Request:
In how many lines does the string "components" appear? Answer with the number only.

Information shown:
=-=-=-=-=

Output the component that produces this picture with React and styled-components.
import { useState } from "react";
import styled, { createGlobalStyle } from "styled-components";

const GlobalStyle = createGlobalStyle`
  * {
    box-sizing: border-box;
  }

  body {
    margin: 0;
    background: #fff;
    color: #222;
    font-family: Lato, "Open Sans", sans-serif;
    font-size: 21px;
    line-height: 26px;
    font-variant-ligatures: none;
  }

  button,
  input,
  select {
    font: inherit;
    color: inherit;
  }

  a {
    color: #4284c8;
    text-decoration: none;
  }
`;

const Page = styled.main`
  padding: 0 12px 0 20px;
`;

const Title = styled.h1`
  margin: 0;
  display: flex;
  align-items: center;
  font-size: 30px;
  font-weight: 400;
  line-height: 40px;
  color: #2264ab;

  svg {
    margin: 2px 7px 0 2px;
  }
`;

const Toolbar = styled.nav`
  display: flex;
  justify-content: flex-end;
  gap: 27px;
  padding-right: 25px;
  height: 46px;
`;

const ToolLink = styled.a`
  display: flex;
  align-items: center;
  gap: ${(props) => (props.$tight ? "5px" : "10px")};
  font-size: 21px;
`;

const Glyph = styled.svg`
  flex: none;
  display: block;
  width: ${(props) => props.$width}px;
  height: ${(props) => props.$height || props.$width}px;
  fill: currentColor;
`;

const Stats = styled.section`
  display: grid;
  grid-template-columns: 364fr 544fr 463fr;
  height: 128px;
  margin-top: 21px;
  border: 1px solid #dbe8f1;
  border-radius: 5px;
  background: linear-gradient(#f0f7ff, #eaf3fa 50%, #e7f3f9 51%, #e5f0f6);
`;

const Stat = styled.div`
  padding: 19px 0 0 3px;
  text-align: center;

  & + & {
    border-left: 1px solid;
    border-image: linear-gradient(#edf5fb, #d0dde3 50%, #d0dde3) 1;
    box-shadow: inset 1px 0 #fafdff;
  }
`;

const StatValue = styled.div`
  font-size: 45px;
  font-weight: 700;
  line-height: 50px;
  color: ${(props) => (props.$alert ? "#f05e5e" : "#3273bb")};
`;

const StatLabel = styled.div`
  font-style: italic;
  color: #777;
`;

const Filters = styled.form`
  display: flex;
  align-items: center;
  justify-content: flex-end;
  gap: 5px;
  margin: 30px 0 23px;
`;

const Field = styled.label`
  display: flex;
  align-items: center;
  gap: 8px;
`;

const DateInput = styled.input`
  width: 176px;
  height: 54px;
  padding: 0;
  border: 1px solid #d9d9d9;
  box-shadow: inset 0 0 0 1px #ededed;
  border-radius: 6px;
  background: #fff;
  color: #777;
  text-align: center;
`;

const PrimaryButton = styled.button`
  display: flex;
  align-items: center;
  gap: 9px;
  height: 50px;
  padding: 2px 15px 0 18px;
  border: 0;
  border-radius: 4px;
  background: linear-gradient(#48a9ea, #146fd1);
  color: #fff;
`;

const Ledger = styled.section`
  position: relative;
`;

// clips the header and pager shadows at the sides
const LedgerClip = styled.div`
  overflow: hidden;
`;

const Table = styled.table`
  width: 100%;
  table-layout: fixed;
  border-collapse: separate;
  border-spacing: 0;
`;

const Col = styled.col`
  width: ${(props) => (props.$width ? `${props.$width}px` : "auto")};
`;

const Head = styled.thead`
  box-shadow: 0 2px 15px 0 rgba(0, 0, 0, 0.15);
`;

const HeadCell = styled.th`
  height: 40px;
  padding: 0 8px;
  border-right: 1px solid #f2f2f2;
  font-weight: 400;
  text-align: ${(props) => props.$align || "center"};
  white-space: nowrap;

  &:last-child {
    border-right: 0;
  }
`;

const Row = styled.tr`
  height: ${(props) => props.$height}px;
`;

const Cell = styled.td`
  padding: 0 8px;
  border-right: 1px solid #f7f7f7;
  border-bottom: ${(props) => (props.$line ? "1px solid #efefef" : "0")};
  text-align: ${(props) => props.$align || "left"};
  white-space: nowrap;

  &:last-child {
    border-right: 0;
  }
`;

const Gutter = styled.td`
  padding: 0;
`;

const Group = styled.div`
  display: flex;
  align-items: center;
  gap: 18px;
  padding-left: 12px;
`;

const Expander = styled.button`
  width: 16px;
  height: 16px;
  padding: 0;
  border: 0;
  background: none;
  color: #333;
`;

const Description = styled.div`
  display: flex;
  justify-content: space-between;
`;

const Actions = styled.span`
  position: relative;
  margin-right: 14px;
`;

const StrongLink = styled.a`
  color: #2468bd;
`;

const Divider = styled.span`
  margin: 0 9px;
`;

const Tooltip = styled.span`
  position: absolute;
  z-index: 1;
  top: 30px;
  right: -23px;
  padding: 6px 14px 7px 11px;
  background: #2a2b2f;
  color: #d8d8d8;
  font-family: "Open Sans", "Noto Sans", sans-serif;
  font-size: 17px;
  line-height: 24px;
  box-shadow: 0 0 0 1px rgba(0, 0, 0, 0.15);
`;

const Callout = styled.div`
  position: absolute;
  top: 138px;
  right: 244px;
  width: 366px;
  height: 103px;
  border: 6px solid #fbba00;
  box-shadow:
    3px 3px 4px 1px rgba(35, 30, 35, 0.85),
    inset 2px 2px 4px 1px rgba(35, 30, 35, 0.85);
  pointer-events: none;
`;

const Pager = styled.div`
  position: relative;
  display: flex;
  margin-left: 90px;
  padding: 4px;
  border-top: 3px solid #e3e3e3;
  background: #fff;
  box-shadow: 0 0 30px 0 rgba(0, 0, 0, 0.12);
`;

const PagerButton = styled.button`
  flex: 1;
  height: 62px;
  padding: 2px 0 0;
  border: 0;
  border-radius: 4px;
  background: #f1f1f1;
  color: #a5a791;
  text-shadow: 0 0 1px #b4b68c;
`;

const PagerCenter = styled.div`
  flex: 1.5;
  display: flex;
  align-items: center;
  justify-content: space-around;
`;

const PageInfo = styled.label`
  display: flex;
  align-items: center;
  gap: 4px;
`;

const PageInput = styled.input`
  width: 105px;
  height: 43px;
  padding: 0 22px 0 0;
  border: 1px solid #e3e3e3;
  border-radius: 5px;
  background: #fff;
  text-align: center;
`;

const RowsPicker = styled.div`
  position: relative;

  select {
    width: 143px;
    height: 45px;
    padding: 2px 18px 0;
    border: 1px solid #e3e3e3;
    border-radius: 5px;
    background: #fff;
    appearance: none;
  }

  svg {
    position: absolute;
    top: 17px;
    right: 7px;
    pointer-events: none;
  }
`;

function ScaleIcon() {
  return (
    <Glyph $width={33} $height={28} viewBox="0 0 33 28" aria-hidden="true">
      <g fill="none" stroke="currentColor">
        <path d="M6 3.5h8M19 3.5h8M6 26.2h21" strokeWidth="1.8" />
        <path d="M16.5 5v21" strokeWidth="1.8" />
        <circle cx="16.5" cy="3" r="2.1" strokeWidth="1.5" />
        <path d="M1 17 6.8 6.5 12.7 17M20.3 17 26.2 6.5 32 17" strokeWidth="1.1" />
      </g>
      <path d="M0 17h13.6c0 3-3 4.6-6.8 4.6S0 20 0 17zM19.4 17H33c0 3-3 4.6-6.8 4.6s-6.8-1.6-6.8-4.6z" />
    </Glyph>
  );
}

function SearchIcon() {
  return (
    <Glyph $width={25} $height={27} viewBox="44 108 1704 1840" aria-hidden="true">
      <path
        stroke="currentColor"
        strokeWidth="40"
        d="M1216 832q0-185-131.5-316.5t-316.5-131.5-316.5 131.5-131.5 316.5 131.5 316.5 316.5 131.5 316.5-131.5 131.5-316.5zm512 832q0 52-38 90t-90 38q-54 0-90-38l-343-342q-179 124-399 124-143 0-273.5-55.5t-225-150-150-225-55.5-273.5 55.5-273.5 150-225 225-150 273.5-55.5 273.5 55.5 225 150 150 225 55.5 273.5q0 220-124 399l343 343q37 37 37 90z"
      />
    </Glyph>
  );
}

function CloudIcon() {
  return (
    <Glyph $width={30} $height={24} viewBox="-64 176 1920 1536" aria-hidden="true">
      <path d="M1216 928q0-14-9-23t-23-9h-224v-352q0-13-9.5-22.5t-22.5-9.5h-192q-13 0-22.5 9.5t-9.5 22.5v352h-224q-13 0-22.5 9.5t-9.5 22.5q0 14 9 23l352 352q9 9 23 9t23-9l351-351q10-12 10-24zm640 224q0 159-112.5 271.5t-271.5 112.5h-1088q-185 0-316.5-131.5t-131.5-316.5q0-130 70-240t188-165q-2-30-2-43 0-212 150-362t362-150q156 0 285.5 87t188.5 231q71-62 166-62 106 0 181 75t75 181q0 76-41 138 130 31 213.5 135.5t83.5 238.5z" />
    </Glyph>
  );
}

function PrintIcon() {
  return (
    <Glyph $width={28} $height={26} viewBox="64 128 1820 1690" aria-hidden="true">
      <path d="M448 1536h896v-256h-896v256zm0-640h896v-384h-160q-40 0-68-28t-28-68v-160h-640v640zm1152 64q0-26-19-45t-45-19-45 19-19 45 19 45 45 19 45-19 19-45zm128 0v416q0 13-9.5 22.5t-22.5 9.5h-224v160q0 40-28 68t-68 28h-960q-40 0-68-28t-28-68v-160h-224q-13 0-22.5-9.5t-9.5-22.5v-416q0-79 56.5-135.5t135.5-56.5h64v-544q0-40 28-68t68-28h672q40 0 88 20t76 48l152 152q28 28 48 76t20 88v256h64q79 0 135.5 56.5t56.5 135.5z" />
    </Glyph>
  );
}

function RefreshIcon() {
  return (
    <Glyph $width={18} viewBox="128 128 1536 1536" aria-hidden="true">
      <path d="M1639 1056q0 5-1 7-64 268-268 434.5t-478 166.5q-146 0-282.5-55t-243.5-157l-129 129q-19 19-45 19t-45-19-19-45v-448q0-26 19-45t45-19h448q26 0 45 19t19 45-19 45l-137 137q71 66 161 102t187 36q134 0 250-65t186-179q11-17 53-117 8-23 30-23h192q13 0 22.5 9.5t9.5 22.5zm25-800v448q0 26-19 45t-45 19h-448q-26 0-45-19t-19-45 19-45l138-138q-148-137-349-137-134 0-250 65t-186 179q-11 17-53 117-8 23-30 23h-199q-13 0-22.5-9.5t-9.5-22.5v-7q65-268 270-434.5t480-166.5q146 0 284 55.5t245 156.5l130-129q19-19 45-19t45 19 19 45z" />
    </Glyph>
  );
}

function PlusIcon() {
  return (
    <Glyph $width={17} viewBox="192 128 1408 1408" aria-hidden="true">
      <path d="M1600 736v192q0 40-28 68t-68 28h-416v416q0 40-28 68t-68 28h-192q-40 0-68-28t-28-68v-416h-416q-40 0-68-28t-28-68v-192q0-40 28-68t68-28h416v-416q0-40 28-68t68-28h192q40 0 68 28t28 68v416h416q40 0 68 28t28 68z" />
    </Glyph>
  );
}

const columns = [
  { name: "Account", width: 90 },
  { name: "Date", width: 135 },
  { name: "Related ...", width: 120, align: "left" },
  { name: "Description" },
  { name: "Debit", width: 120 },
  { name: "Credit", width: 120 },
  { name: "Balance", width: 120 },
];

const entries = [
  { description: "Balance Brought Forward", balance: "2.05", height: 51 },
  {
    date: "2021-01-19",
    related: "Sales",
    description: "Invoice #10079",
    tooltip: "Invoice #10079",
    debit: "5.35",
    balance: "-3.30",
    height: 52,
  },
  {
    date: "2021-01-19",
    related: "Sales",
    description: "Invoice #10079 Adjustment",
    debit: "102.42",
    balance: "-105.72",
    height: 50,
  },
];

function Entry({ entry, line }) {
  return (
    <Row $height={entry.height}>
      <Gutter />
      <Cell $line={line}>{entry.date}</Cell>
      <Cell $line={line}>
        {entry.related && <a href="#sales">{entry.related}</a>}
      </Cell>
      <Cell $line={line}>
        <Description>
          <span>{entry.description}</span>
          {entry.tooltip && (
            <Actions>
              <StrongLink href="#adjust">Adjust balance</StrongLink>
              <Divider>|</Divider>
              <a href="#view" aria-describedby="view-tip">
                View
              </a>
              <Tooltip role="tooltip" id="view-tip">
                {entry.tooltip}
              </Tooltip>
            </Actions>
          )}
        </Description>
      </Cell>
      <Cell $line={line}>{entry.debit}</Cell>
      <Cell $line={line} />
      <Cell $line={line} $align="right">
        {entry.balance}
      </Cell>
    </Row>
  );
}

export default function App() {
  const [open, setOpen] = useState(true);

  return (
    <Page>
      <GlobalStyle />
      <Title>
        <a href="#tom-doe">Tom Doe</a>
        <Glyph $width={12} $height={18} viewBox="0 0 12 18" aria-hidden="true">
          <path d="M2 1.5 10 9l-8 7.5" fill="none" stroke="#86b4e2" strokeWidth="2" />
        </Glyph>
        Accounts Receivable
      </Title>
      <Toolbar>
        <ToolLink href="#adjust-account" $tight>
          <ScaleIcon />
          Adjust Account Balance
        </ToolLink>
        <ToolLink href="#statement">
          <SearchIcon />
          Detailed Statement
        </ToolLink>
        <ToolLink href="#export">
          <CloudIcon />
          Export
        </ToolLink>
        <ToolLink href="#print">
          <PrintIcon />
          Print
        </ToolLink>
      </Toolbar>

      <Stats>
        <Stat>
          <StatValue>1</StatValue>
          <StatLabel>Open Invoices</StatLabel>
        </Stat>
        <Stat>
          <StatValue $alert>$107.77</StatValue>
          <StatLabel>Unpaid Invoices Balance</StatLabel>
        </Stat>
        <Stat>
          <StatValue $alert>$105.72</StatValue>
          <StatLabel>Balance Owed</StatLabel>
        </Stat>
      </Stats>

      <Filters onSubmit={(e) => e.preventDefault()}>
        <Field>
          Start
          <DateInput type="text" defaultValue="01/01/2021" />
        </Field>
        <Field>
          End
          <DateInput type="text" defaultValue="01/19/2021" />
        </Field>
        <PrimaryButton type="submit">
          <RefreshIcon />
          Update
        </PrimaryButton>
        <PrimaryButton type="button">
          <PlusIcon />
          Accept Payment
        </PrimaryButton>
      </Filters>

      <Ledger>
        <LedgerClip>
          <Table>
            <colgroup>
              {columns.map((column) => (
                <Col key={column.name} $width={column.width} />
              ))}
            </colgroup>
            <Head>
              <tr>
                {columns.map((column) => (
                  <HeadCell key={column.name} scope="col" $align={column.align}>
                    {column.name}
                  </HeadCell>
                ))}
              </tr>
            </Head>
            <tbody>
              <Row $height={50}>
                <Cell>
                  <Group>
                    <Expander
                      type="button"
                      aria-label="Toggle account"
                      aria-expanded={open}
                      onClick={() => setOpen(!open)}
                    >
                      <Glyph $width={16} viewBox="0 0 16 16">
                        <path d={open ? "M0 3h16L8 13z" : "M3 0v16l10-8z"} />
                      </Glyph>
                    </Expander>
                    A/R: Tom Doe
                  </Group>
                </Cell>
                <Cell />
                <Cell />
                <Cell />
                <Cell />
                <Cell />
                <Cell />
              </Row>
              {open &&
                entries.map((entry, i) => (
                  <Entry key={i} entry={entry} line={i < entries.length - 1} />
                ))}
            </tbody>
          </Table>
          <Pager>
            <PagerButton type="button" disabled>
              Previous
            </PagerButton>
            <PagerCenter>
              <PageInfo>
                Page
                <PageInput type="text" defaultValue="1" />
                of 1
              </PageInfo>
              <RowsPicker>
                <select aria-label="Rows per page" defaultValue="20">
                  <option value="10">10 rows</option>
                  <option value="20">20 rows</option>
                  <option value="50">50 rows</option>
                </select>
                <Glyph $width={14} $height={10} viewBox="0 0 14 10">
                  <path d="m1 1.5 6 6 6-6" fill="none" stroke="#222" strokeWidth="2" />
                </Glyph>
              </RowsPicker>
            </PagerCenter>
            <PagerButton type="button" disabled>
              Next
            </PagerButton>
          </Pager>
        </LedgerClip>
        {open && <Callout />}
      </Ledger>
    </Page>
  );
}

=-=-=-=-=

Full answer:
2